What did @gooo_tw_ actually say?
The creator pushed back against a growing TikTok consensus that testosterone isocaproate ("tisochron") is definitively superior to cypionate, citing a study by Kurt Haven. Their core argument: don't get emotionally attached to a single ester based on one small-sample study. They also invoked genetics, specifically how quickly an individual cleaves an ester via enzymes like PDE7, and argued the only real test is personal trial. That last bit deserves scrutiny.
The framing is more measured than most TRT content. They're not selling isocaproate or cypionate. They're arguing for epistemic humility, which is a reasonable position. But the mechanism they cite, PDE7 as an esterase responsible for cleaving testosterone esters, is where things get clinically fuzzy.
Does the science back this up?
Partially, but the mechanism claim is off. Testosterone esters are hydrolyzed primarily by non-specific esterases and carboxylesterases in serum and liver tissue, not PDE7. PDE7 is a phosphodiesterase that breaks down cyclic AMP. It has no established role in ester hydrolysis. That said, the broader point about individual pharmacokinetic variability is well-supported.
A 2021 paper by Nieschlag and Behre in the European Journal of Endocrinology confirms that serum testosterone peaks, troughs, and clearance rates vary meaningfully between individuals on the same ester and dose. The Haven study the creator references appears to be a small pharmacokinetic comparison, and small-n PK studies do have real limitations for generalizing clinical outcomes. The creator is right that one underpowered study shouldn't overturn years of clinical experience. That's basic evidence hierarchy, and they stated it correctly.
What did they get wrong (or right)?
The PDE7 claim is wrong and it matters. Telling an audience that "higher PDE7 cleaves off the ester" is not supported by current endocrine pharmacology literature. Ester hydrolysis is mediated by serum esterases, not phosphodiesterases. This is the kind of technical error that sounds credible because it uses real biochemical vocabulary, but it points in the wrong direction. If someone repeats this to their prescriber, it creates confusion.
What they got right: the call for caution about small sample sizes is legitimate. N=small PK studies are routinely overclaimed on social media. They also correctly note that isocaproate and cypionate have different half-lives and serum peak profiles, which is accurate. Testosterone isocaproate has a shorter half-life than cypionate, roughly 9 days versus 8 days respectively, though both fall in a similar range and clinical significance of that difference is debated.
- Wrong: PDE7 as the ester-cleaving enzyme
- Right: Sample size caveat on the Haven study
- Right: Individual variability affects ester response
- Unverifiable: That personal trial is the "only way" to know
What should you actually know?
The ester debate in TRT is mostly a distraction from the variables that matter more: injection frequency, total weekly dose, individual metabolism, and SHBG levels. A 2020 review by Ramasamy et al. in Translational Andrology and Urology found that symptom resolution in hypogonadal men correlates more with trough levels and consistency of administration than with which specific ester is used.

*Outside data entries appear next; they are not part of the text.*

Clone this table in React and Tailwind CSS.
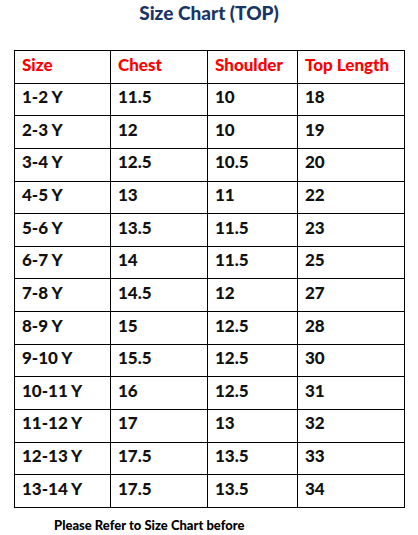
const rows = [
  ["1-2 Y", "11.5", "10", "18"],
  ["2-3 Y", "12", "10", "19"],
  ["3-4 Y", "12.5", "10.5", "20"],
  ["4-5 Y", "13", "11", "22"],
  ["5-6 Y", "13.5", "11.5", "23"],
  ["6-7 Y", "14", "11.5", "25"],
  ["7-8 Y", "14.5", "12", "27"],
  ["8-9 Y", "15", "12.5", "28"],
  ["9-10 Y", "15.5", "12.5", "30"],
  ["10-11 Y", "16", "12.5", "31"],
  ["11-12 Y", "17", "13", "32"],
  ["12-13 Y", "17.5", "13.5", "33"],
  ["13-14 Y", "17.5", "13.5", "34"],
];

const widths = ["w-[96px]", "w-[97px]", "w-[90px]", "w-[107px]"];

const Row = ({ cells, head }) => (
  <div className="flex h-[32.64px] border-b border-black">
    {cells.map((c, i) => (
      <div
        key={i}
        className={`${widths[i]} flex items-center border-r border-black pl-[7px] pb-[5px] ${
          head ? "text-[#ff0000]" : "text-[#111]"
        }`}
      >
        {c}
      </div>
    ))}
  </div>
);

export default function App() {
  return (
    <div className="w-[418px] h-[535px] bg-white font-['Lato',sans-serif] font-black">
      <h1 className="h-[50px] text-center text-[19px] leading-[26px] text-[#1a3466]">
        Size Chart (TOP)
      </h1>
      <div className="ml-[14px] w-[391px] border-l border-t border-black text-[17px]">
        <Row head cells={["Size", "Chest", "Shoulder", "Top Length"]} />
        {rows.map((r) => (
          <Row key={r[0]} cells={r} />
        ))}
      </div>
      <p className="mt-[8px] pl-[54px] text-[13px] leading-[18px] text-black">
        Please Refer to Size Chart before
      </p>
    </div>
  );
}
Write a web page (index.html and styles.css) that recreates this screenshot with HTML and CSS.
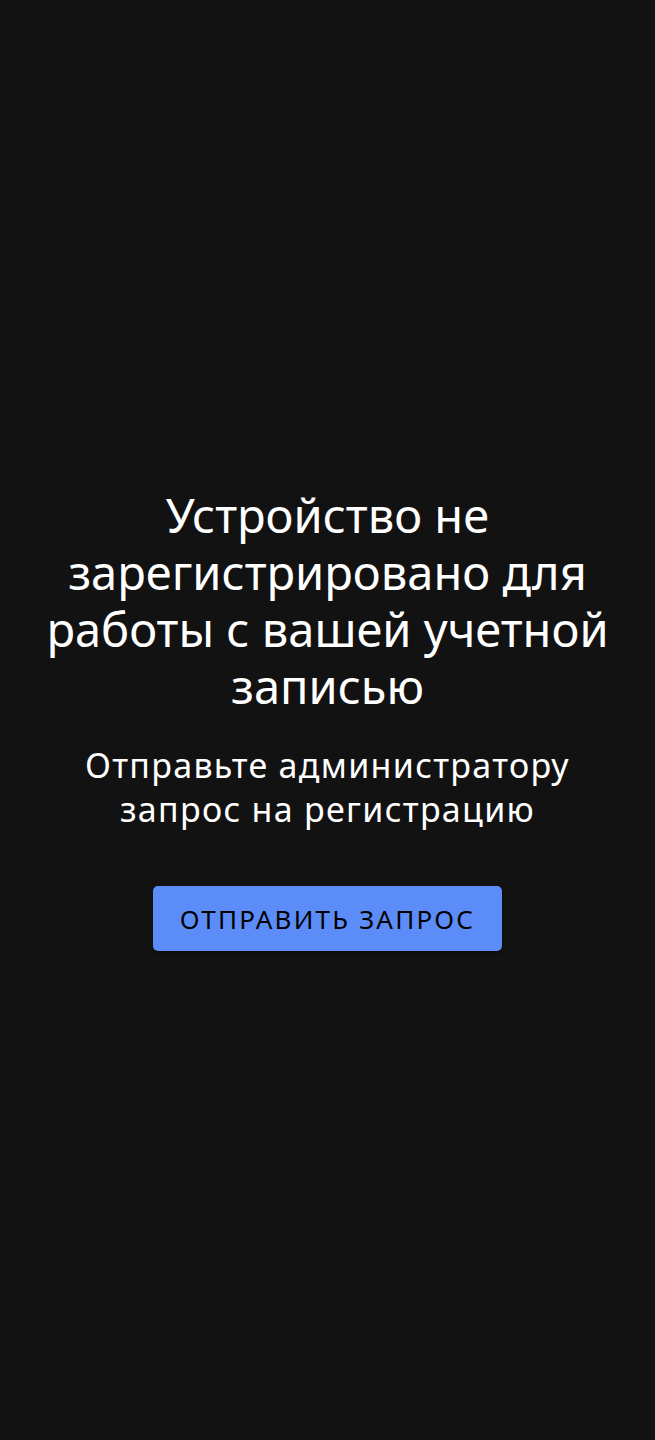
FILE: index.html
```html
<!DOCTYPE html>
<html lang="ru">
<head>
<meta charset="utf-8">
<link rel="stylesheet" href="styles.css">
</head>
<body>
<main class="screen">
  <h1 class="title">Устройство не зарегистрировано для работы с вашей учетной записью</h1>
  <p class="subtitle">Отправьте администратору запрос на регистрацию</p>
  <button class="btn">ОТПРАВИТЬ ЗАПРОС</button>
</main>
</body>
</html>
```
FILE: styles.css
```css
html, body {
  margin: 0;
  padding: 0;
  background: #121212;
}
.screen {
  height: 1440px;
  display: flex;
  flex-direction: column;
  align-items: center;
  justify-content: center;
  padding: 0 40px 2px;
  box-sizing: border-box;
  font-family: "Noto Sans", "Open Sans", sans-serif;
  color: #ffffff;
  text-align: center;
}
.title {
  margin: 0;
  font-size: 47px;
  font-weight: 400;
  line-height: 57px;
}
.subtitle {
  margin: 28px 0 0;
  font-size: 34px;
  line-height: 44px;
  letter-spacing: 1.3px;
}
.btn {
  margin-top: 55px;
  width: 349px;
  height: 65px;
  padding: 0;
  border: none;
  border-radius: 5px;
  background: #5c8cf8;
  color: #000;
  font-family: "Noto Sans", "Open Sans", sans-serif;
  font-size: 26px;
  letter-spacing: 2.2px;
  box-shadow: 0 2px 3px rgba(0,0,0,0.4);
}
```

"Trying it out for yourself" is not bad advice in principle. Switching esters under medical supervision while tracking labs and symptoms is a reasonable clinical approach. But it is not a substitute for pharmacokinetic data, and framing it that way understates how long it takes to reach steady state on any ester, typically 4 to 5 half-lives. Informal self-experimentation without structured lab monitoring produces noisy, uninterpretable results for most people.
If you are on a TRT protocol and curious about ester differences, the conversation belongs with your prescribing clinician, not a TikTok comment section.
Bottom line
This video lands somewhere between reasonable and sloppy. The overall message, that one small study shouldn't trigger a mass ester switch, is defensible. The execution includes at least one clear biochemical error that undermines the credibility of the rest. Watch with appropriate skepticism.